「100縁翔店街」どう生かす 川棚・栄町 開催数減らす 定着した一方、収益面で課題

子連れ客などでにぎわった100縁翔店街=川棚町、栄町商店街

 長崎県東彼川棚町の中心部、栄町商店街が2011年から取り組んでいる「100縁翔店街」は、本年度から年3回から年2回に減る。毎回一定のにぎわいを生み、恒例行事として定着した一方で、期待された商店街の活性化や店舗の収益増に結び付いていない課題も出てきた。「選択と集中」を意識した見直しで、イベントの集客力を生かす方法を模索している。

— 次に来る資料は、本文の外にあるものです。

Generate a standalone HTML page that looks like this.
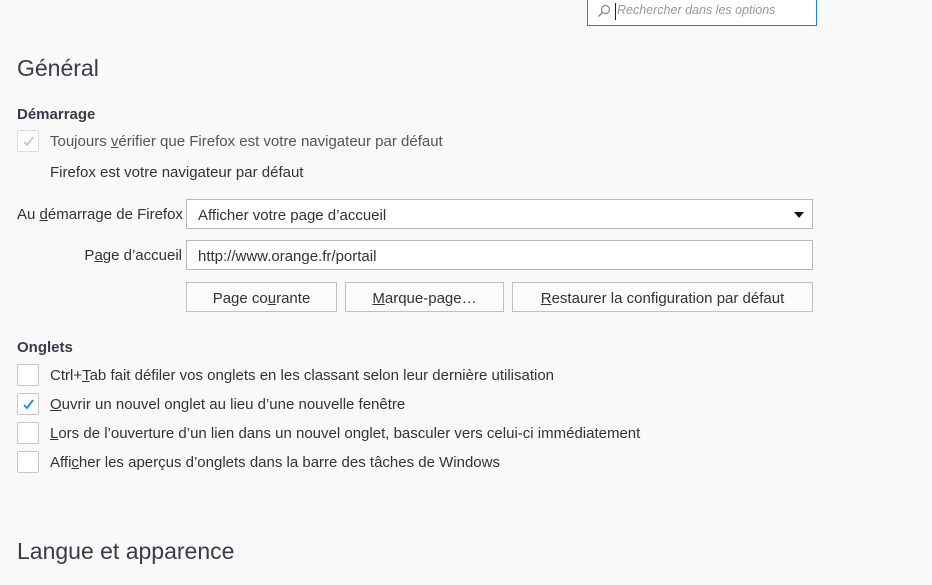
<!DOCTYPE html>
<html><head><meta charset="utf-8"><style>
*{box-sizing:border-box;margin:0;padding:0}
body{width:932px;height:585px;background:#f9f9fa;font-family:"Liberation Sans",sans-serif;color:#333;font-size:15px;position:relative;overflow:hidden}
.a{position:absolute;white-space:nowrap}
.h1{font-size:23px;color:#3b3b45;font-weight:300}
.h2{font-size:15px;font-weight:bold;color:#3b3b45}
.cb{position:absolute;width:22px;height:22px;border:1px solid #c8c8c8;background:#fff;border-radius:2px}
.cb svg{position:absolute;left:4px;top:4px}
.box{position:absolute;border:1px solid #b8b8b8;background:#fff;height:30px;line-height:31px;padding-left:11px}
.btn{position:absolute;border:1px solid #c0c0c0;background:#fbfbfb;height:30px;line-height:31px;text-align:center}
u{text-decoration:underline}
</style></head><body>
<div class="a" style="left:587px;top:-5px;width:230px;height:31px;border:1px solid #0a84ff;background:#fff"></div>
<svg class="a" style="left:597px;top:4px" width="14" height="14" viewBox="0 0 14 14"><circle cx="8.5" cy="5.5" r="4" fill="none" stroke="#888" stroke-width="1.2"/><path d="M5.5 8.5L1.5 12.5" stroke="#888" stroke-width="1.3"/></svg>
<div class="a" style="left:615px;top:3px;width:1px;height:17px;background:#222"></div>
<div class="a" style="left:617px;top:3px;font-size:12.5px;font-style:italic;color:#999">Rechercher dans les options</div>

<div class="a h1" style="left:17px;top:55px">Général</div>
<div class="a h2" style="left:17px;top:106px">Démarrage</div>
<div class="cb" style="left:17px;top:130px;border-color:#ddd"><svg width="13" height="13" viewBox="0 0 13 13"><path d="M2 7l3 3 6-8" fill="none" stroke="#9fc9ea" stroke-width="1.6"/></svg></div>
<div class="a" style="left:50px;top:133px;color:#555">Toujours <u>v</u>érifier que Firefox est votre navigateur par défaut</div>
<div class="a" style="left:50px;top:164px">Firefox est votre navigateur par défaut</div>

<div class="a" style="left:17px;top:206px">Au <u>d</u>émarrage de Firefox</div>
<div class="box" style="left:186px;top:199px;width:627px">Afficher votre page d’accueil
<svg class="a" style="right:8px;top:12px" width="10" height="6"><path d="M0 0h10L5 6z" fill="#111"/></svg></div>
<div class="a" style="left:0;width:182px;text-align:right;top:247px">P<u>a</u>ge d’accueil</div>
<div class="box" style="left:186px;top:240px;width:627px">http://www.orange.fr/portail</div>
<div class="btn" style="left:186px;top:282px;width:151px">Page co<u>u</u>rante</div>
<div class="btn" style="left:345px;top:282px;width:159px"><u>M</u>arque-page…</div>
<div class="btn" style="left:512px;top:282px;width:301px"><u>R</u>estaurer la configuration par défaut</div>

<div class="a h2" style="left:17px;top:339px">Onglets</div>
<div class="cb" style="left:17px;top:364px"></div>
<div class="a" style="left:50px;top:367px">Ctrl+<u>T</u>ab fait défiler vos onglets en les classant selon leur dernière utilisation</div>
<div class="cb" style="left:17px;top:393px"><svg width="13" height="13" viewBox="0 0 13 13"><path d="M2 7l3 3 6-8" fill="none" stroke="#0a84ff" stroke-width="1.8"/></svg></div>
<div class="a" style="left:50px;top:396px"><u>O</u>uvrir un nouvel onglet au lieu d’une nouvelle fenêtre</div>
<div class="cb" style="left:17px;top:422px"></div>
<div class="a" style="left:50px;top:425px"><u>L</u>ors de l’ouverture d’un lien dans un nouvel onglet, basculer vers celui-ci immédiatement</div>
<div class="cb" style="left:17px;top:451px"></div>
<div class="a" style="left:50px;top:454px">Affi<u>c</u>her les aperçus d’onglets dans la barre des tâches de Windows</div>

<div class="a h1" style="left:17px;top:538px;font-size:23px">Langue et apparence</div>
</body></html>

 6月15日。“令和最初”の100縁翔店街には54店舗が参加した。趣向をこらしたサービスや商品を100円で提供。買い物客を呼び込んだ。来店者の多くは小中学生で、店頭でお菓子のつかみ取りやゲームなどを楽しんだが、店内に入る人は少ない。ある店主は「正直もうけにはならない」と苦笑い。「それでも定期的に人が集まる催しはあったほうがいい」と強調する。

 商店街は、JR川棚駅前を起点に、国道の両側に商店が並んでいるが、近年はシャッターが閉まったままの店や空き店舗が目立つ。衰退に歯止めをかける起爆剤として浮上したのが山形県新庄市の成功例で注目を集めていた「100円商店街」だった。

 初回は75店舗が参加し、「県内最大級」を打ち出した。それから毎年2、6、10月と4カ月に1回のペースで続けたが、参加店舗は徐々に減少。不参加の理由は「コストに対してメリットが少ない」、「スタッフの確保が難しい」などが挙がるという。主催する「かわたな栄町集栄会」の山口雄一郎実行委員長は「『安くしなくては』という意識も店側の負担になっている。本当はただの値引きセールではないのだが、来店者にもうまく趣旨が伝わっていない」と頭を抱える。

 先進地、新庄市のNPO法人アンプによると、全国で「100円商店街」に取り組むのは約130自治体330商店街に及ぶ。だが一過性に終わり、継続できなかったケースもあるという。「100円の商品・サービスはあくまでツール。商店街そのものの価値を売り出す熱意がなければ続かない」と指摘する。

 集栄会は店側の負担軽減のため、本年度から2月に開くのをやめ、出店料も下げた。山口実行委員長は「100円を入り口に商店街の魅力を知ってもらおうという原点に戻り、各店舗がブランド化や価値づくりを考えていく必要がある」と語る。